* _Set problem_
Without the pictures, extract every line from the start of the material to the line containing "const accent = '#44df9b';", both ends included.

* _Provided material_

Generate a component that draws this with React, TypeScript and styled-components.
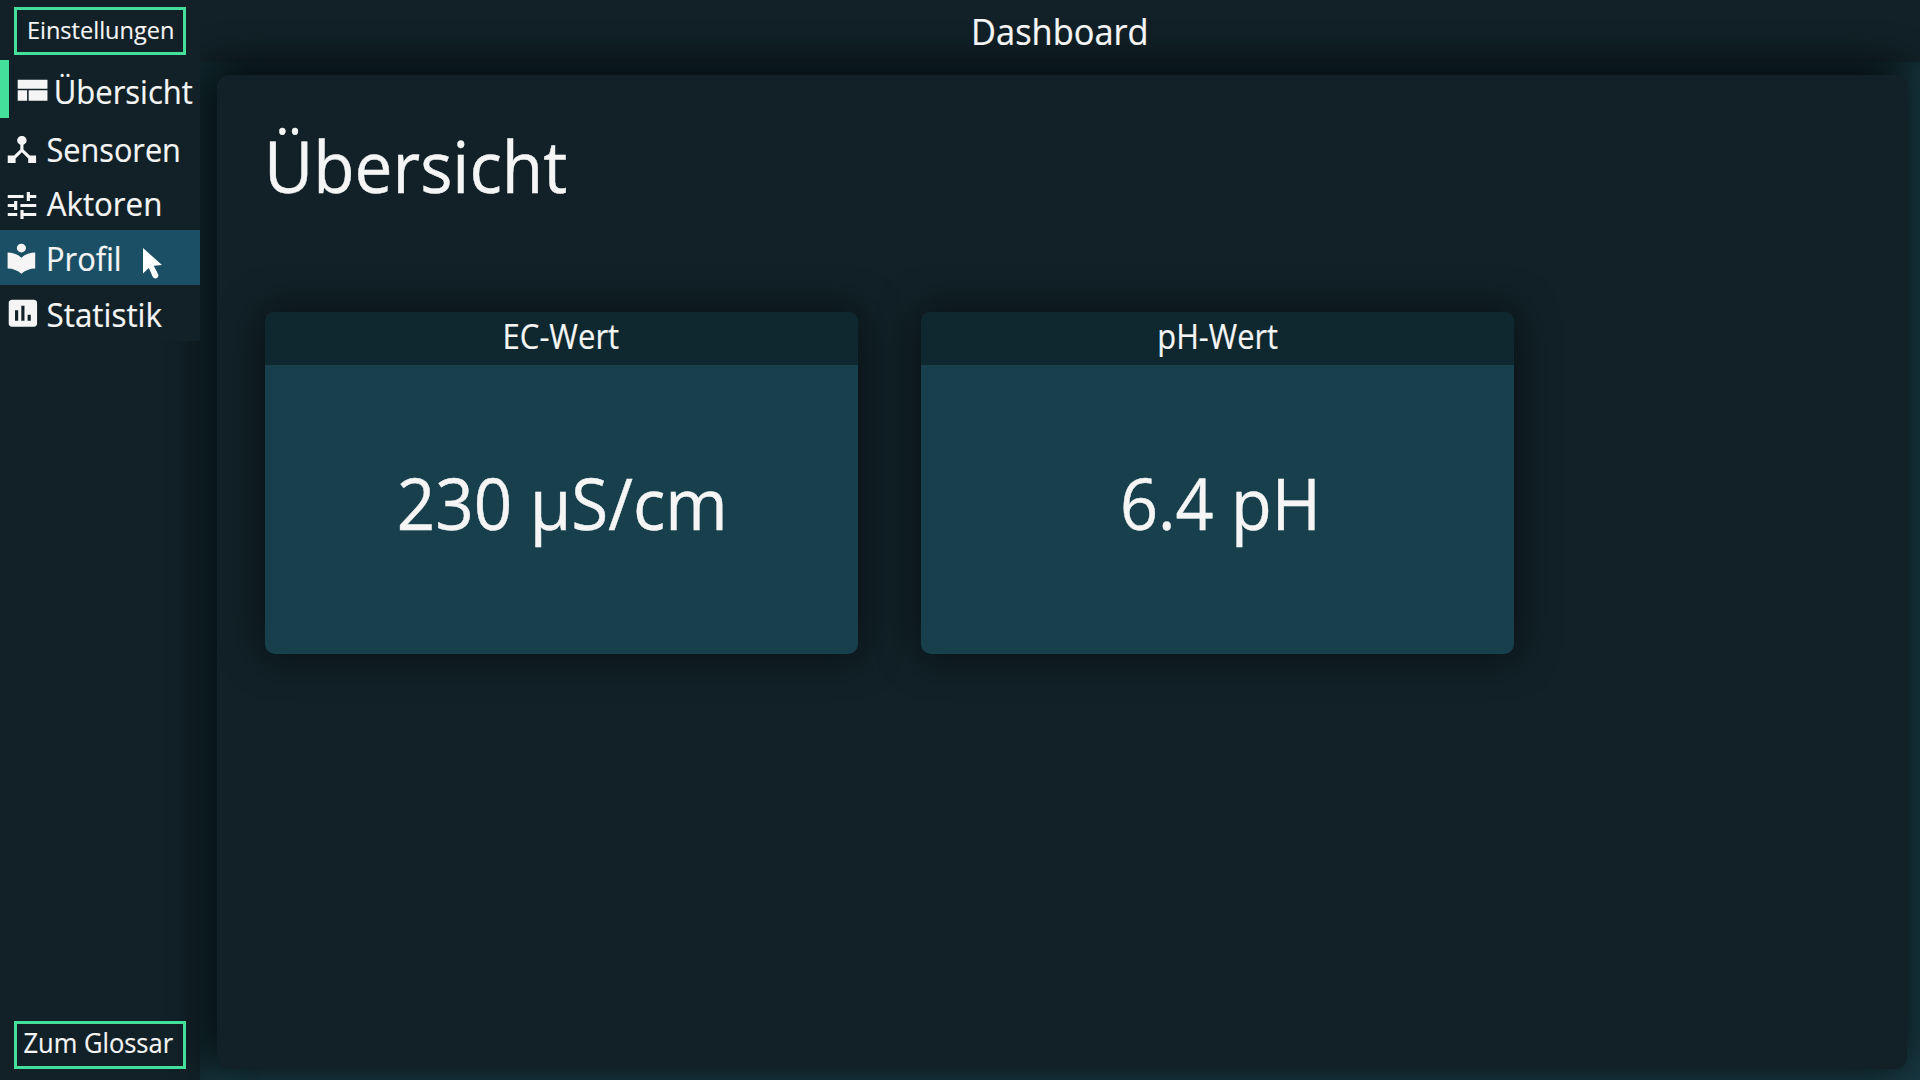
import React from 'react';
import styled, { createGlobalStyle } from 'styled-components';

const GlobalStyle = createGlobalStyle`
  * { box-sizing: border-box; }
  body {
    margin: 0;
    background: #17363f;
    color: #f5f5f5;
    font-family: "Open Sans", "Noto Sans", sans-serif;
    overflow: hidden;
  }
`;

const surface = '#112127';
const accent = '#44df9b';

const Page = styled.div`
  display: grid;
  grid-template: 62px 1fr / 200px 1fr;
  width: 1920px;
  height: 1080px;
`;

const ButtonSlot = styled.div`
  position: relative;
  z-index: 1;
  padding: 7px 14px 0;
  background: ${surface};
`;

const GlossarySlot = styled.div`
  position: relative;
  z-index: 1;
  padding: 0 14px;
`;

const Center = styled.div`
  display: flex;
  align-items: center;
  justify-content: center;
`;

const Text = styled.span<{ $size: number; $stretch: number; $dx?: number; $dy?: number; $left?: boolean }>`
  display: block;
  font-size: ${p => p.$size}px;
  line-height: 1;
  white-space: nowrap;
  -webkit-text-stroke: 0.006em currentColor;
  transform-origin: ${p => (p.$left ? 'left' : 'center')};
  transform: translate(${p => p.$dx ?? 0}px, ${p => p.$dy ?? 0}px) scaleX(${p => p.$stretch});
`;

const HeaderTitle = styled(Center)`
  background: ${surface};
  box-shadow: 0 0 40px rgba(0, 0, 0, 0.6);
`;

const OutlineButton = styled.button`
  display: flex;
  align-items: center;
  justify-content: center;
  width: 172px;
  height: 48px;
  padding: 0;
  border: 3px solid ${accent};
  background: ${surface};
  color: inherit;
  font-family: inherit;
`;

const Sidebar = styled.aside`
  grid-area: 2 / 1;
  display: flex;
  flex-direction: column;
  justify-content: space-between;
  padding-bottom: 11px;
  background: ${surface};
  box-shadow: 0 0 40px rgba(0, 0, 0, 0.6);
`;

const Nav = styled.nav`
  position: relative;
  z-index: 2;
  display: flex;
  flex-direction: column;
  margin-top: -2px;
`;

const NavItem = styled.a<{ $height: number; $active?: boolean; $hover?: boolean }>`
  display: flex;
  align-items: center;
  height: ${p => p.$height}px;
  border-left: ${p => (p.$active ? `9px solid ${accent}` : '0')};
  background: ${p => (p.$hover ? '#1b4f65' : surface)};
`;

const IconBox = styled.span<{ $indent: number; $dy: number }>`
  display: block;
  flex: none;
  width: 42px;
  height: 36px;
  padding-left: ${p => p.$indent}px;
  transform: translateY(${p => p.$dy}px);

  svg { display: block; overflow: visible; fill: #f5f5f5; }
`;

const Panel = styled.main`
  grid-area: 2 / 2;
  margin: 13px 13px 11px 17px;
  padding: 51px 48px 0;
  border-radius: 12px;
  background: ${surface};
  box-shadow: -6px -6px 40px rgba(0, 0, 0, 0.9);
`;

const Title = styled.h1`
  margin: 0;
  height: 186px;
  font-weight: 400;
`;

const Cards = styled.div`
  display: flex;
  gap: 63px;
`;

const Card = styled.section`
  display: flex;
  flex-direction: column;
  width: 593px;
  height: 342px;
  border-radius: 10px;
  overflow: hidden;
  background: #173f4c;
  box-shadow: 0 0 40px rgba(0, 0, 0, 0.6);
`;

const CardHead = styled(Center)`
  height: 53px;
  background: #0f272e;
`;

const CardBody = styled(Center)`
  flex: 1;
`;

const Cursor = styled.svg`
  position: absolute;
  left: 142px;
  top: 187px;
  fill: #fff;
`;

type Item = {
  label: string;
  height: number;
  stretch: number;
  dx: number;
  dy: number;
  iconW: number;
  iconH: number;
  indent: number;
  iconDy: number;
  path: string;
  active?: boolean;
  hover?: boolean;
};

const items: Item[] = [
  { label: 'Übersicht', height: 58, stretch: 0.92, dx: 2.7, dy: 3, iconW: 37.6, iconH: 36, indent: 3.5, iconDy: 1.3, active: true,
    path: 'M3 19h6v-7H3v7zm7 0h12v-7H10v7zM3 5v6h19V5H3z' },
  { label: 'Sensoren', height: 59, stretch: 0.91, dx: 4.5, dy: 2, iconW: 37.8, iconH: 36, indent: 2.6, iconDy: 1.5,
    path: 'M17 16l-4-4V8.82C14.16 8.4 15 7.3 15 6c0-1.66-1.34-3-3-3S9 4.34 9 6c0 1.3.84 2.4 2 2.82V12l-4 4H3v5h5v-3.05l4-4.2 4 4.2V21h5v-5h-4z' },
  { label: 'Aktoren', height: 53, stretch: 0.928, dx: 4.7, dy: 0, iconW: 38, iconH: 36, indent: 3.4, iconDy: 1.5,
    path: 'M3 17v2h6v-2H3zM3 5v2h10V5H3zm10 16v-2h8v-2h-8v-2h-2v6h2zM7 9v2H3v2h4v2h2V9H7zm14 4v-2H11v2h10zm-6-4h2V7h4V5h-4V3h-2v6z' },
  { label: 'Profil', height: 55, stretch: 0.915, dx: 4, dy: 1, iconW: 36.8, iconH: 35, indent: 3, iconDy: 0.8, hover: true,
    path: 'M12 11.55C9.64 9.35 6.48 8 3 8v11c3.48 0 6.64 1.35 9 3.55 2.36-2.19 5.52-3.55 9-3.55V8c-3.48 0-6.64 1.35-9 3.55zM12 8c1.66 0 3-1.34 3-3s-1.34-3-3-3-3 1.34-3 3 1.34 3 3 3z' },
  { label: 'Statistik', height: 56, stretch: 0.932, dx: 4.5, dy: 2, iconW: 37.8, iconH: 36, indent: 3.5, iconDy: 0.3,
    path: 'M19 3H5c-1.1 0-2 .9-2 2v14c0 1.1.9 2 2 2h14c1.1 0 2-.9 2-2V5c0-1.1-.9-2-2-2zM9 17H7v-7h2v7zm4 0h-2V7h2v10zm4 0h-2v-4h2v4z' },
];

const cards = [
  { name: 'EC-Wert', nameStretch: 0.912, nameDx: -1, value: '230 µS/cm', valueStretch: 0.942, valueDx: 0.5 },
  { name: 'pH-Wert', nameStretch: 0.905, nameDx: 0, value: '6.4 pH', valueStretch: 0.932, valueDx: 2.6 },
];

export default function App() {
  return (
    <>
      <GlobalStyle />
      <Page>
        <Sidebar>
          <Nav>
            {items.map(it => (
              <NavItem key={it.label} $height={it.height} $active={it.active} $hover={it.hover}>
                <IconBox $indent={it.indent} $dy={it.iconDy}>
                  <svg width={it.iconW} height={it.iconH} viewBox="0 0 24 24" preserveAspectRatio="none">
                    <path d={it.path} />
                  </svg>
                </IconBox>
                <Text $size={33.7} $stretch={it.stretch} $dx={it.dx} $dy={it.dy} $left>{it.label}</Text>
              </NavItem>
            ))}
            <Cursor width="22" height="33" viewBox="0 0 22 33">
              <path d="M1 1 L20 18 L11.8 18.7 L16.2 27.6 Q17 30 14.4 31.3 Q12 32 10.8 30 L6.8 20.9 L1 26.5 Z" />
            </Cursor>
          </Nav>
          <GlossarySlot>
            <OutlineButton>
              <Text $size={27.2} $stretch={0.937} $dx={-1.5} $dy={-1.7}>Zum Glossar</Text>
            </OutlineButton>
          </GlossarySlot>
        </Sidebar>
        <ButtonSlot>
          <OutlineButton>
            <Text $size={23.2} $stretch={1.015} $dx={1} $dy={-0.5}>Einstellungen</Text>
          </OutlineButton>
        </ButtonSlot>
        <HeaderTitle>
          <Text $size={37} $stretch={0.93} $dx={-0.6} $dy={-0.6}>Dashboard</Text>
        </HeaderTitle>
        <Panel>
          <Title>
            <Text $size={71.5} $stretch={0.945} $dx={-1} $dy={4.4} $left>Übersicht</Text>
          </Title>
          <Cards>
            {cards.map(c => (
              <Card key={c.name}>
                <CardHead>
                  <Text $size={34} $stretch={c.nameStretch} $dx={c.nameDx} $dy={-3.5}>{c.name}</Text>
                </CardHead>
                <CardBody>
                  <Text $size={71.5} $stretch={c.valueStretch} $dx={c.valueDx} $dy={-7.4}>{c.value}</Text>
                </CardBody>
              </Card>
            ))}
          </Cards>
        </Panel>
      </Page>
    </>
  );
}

* _Exercise output_
Generate a component that draws this with React, TypeScript and styled-components.
import React from 'react';
import styled, { createGlobalStyle } from 'styled-components';

const GlobalStyle = createGlobalStyle`
  * { box-sizing: border-box; }
  body {
    margin: 0;
    background: #17363f;
    color: #f5f5f5;
    font-family: "Open Sans", "Noto Sans", sans-serif;
    overflow: hidden;
  }
`;

const surface = '#112127';
const accent = '#44df9b';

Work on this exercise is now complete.